Ivory is also a salve for the conscience of some of Park's fans. Several of the names in the book were drawn from auctions at two charity events to raise money for African wildlife. "People pay huge amounts of money to have their names in the book. We're talking thousands and thousands [of dollars]," he says. "I tell them there are certain risks involved. They might not like what they get up to."
Park says nothing in the book other than character names are based on
anyone he knows - although it's hard not to see parallels with his military service background. He is a major in the Australian Army Reserve and served six months in Afghanistan in 2002 as the public affairs officer for the Australian ground forces.

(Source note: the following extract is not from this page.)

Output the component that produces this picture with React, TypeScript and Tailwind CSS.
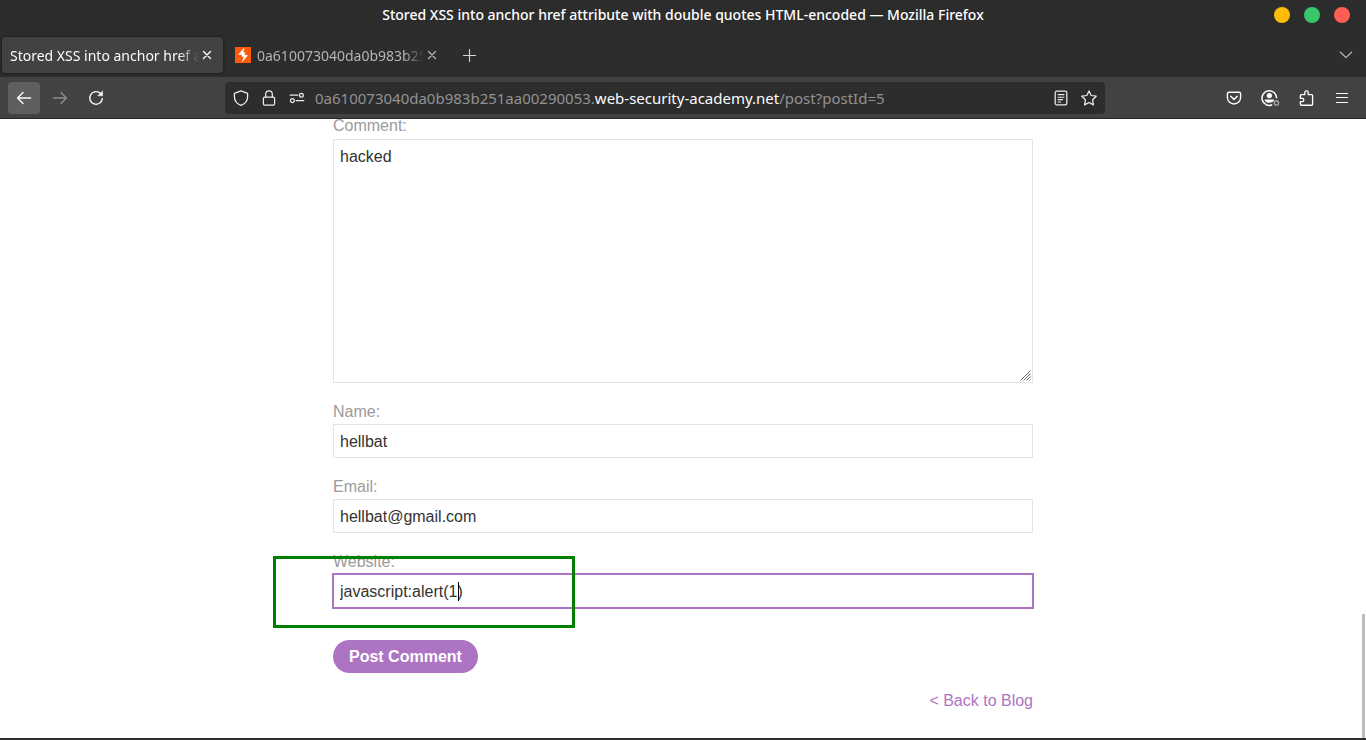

"If I think that having served in the army helps me write about soldiers and guns, having zero knowledge of the navy and maritime world makes it so much harder," he says.
Park says he did plenty of fact-checking and research to ensure his high-
seas action was plausible and accurate.
Which brings us back to that hijacking. This is where the author finds three ship captains, sidles up to them and asks: "If one wanted to hijack your ship, what do you think would be the best way to do that?"
"They really get into it," Park says. The answers he got gave Ivory more than enough material to make even the most ambitious hijacking possible.
"Piracy has become a huge issue in the last few years," he says. "These ships are like floating goldmines, with security systems but with no guns on board and no police within cooee, so they do present a very real and attractive target."